Repeat only the lines from the line containing "Recreate this image" through the line containing "The picture is", both included, exactly as they stand.

Data entries:
-=-=-

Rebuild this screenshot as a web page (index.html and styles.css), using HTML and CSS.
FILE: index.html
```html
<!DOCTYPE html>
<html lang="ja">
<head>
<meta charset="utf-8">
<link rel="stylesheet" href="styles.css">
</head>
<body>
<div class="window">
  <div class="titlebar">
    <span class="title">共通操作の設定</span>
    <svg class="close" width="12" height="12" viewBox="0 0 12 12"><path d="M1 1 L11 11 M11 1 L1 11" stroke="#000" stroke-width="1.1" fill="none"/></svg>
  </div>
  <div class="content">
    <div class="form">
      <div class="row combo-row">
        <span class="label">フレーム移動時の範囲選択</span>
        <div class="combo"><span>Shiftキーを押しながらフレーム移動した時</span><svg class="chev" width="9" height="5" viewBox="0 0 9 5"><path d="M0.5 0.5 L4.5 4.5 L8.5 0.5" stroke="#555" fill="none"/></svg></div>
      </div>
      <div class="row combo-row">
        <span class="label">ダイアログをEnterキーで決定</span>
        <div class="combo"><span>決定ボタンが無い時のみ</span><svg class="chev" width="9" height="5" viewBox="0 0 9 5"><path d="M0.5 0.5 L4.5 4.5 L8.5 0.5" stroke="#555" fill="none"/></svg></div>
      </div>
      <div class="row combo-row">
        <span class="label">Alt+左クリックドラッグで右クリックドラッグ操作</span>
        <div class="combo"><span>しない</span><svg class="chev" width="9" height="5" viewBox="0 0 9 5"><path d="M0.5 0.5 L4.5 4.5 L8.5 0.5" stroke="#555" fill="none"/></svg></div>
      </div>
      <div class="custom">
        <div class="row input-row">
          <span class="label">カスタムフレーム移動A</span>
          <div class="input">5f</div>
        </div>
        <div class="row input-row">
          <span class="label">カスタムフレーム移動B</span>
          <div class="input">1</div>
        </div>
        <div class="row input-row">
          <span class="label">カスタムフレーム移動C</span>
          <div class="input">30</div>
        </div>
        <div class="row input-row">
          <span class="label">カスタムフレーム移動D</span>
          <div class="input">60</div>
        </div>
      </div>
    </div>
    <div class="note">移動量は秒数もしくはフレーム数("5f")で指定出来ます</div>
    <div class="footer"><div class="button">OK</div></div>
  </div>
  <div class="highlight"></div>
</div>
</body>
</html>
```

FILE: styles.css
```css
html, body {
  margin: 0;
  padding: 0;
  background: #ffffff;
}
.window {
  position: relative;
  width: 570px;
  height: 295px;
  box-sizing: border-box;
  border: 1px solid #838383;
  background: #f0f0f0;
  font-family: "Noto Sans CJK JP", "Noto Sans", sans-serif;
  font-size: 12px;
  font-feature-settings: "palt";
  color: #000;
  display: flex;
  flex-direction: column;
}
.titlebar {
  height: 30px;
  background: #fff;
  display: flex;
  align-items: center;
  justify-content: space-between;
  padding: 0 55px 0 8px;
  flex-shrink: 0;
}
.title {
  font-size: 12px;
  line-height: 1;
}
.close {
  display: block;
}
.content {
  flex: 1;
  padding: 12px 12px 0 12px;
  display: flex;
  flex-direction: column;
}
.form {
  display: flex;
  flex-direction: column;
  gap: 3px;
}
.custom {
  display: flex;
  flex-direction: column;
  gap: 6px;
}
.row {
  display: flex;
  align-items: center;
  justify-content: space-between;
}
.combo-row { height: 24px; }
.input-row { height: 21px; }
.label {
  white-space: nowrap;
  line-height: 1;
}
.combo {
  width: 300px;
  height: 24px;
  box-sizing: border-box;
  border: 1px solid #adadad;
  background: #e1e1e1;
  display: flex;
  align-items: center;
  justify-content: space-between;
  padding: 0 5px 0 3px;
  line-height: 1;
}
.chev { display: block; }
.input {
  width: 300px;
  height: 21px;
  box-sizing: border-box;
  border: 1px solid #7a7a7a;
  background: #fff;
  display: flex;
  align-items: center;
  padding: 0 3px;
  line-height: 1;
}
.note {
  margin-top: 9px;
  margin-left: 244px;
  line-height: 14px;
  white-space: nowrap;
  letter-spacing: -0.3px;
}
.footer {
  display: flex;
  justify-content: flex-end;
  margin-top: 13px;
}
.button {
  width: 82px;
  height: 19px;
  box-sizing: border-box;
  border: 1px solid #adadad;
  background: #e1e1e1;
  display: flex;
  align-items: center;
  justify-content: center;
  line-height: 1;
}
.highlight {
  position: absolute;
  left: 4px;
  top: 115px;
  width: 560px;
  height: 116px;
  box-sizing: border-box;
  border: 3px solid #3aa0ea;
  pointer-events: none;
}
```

-=-=-

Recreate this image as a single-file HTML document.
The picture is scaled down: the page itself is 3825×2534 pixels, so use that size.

-=-=-

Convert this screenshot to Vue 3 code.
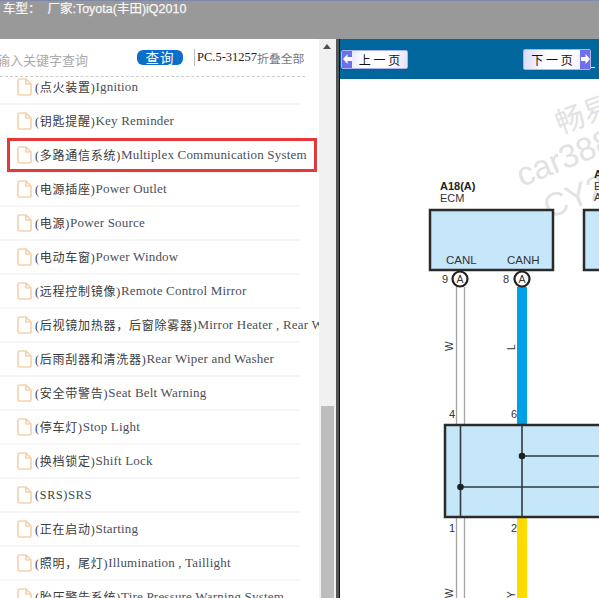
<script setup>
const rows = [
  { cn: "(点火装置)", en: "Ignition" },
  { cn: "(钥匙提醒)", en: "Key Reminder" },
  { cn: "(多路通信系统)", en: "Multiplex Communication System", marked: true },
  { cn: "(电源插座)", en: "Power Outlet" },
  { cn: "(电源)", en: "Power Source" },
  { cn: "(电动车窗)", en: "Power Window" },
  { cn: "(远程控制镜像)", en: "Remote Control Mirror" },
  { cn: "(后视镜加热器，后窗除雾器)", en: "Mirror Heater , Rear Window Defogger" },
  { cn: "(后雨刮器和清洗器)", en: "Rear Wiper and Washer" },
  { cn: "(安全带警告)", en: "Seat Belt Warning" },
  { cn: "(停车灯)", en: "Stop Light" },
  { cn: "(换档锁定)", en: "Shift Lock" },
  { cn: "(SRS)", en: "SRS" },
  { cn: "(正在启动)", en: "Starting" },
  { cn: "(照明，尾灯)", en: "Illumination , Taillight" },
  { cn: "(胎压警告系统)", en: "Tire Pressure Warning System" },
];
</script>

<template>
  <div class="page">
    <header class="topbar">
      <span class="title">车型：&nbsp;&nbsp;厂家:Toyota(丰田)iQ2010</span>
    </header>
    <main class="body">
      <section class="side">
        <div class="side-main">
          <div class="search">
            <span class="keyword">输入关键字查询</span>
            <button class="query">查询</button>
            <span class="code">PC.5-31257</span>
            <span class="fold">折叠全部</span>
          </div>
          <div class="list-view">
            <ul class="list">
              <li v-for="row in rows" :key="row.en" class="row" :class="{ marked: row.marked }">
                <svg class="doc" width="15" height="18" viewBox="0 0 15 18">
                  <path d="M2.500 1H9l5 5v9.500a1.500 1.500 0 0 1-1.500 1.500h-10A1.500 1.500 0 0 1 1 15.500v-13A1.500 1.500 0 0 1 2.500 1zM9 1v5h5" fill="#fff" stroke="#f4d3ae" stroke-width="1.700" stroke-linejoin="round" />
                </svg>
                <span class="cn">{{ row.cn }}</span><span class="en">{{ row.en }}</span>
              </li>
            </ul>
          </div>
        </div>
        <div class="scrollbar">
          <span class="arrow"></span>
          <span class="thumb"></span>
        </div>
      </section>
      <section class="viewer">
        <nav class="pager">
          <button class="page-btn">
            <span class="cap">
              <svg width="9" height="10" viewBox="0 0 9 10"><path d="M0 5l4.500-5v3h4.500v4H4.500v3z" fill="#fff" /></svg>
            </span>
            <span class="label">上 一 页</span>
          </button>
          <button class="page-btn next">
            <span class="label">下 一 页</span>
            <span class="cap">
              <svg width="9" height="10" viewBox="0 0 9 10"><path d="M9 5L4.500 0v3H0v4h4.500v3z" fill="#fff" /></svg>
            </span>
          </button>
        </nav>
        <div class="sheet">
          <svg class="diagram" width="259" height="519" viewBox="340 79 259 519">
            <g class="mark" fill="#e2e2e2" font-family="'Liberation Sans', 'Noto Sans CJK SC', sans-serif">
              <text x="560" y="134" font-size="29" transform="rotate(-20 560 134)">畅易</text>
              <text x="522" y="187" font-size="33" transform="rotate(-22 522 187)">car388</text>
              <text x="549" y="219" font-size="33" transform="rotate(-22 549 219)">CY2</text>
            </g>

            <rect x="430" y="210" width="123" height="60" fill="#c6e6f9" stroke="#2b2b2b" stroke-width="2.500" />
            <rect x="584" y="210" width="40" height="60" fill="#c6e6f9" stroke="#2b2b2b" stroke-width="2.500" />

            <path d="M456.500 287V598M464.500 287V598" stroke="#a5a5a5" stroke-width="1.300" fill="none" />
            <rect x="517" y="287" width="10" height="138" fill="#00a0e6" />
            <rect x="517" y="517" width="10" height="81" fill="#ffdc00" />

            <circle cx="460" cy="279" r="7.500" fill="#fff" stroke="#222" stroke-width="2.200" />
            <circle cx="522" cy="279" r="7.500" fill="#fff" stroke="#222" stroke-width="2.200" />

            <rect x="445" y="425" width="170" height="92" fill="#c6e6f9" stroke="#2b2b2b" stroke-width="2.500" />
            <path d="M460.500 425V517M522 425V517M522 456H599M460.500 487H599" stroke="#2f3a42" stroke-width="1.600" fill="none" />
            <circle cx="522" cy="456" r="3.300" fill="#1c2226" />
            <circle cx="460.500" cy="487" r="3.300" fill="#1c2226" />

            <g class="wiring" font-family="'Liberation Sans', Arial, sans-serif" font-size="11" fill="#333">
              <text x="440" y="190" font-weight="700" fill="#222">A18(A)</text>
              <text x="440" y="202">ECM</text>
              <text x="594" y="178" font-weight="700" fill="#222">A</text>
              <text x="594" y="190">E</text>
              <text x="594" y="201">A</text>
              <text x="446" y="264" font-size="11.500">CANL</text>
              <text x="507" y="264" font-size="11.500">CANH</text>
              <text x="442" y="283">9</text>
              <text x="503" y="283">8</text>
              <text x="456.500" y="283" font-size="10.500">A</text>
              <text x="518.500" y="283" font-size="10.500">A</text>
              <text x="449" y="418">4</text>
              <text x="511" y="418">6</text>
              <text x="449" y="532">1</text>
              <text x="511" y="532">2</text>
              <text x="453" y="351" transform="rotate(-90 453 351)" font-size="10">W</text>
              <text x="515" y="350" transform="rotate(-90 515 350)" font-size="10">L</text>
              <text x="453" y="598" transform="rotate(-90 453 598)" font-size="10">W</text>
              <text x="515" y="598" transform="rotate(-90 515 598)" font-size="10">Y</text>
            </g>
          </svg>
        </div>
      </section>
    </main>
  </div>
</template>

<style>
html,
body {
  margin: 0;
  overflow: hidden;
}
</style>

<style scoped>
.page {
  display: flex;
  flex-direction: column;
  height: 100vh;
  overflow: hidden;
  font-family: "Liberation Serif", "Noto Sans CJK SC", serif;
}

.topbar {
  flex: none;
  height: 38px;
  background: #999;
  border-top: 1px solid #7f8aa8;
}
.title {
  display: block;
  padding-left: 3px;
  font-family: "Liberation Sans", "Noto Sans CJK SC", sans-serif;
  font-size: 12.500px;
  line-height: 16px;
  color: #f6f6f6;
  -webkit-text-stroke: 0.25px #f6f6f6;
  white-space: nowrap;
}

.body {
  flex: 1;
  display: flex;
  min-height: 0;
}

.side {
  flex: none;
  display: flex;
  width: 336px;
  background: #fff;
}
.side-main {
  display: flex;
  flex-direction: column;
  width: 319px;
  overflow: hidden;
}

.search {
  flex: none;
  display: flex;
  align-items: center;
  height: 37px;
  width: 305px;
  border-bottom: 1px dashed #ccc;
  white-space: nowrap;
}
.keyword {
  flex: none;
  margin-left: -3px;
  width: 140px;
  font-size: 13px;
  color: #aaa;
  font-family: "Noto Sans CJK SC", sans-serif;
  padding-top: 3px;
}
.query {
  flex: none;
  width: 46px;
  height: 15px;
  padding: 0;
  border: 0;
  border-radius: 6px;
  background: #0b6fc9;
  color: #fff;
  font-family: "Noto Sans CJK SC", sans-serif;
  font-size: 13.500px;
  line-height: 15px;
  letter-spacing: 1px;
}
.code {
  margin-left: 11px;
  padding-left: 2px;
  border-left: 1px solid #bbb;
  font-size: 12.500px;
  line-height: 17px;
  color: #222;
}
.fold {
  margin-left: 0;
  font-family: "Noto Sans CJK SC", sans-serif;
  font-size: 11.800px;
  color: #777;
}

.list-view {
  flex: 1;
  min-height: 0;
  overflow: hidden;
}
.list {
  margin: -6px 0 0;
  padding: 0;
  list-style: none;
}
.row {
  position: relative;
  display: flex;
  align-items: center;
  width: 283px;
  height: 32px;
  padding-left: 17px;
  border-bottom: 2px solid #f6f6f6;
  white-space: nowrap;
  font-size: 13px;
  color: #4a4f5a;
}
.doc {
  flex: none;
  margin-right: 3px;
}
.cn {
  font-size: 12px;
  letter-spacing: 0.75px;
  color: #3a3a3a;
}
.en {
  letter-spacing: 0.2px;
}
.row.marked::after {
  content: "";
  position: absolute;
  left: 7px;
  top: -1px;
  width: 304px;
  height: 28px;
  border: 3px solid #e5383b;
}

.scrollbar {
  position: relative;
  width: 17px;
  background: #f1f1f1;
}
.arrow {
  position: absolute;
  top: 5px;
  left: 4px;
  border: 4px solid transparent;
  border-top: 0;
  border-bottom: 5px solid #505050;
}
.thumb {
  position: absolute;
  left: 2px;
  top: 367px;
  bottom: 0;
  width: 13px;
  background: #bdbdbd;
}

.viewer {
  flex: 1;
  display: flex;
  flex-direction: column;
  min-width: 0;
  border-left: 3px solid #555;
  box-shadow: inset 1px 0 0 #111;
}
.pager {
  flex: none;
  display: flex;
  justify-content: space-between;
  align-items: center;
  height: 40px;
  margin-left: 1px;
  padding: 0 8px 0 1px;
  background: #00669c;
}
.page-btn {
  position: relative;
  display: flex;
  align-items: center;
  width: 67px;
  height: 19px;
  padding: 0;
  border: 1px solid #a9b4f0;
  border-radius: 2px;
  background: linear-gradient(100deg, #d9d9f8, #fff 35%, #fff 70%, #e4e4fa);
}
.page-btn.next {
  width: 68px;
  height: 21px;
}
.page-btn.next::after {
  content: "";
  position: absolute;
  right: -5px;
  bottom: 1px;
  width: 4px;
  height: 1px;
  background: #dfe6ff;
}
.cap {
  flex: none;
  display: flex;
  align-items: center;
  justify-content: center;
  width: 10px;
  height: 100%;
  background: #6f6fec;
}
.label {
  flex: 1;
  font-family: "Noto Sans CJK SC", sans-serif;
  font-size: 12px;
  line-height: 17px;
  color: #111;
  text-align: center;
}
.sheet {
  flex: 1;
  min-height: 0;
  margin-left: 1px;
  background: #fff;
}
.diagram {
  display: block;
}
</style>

-=-=-

Worked answer:
Recreate this image as a single-file HTML document.
The picture is scaled down: the page itself is 3825×2534 pixels, so use that size.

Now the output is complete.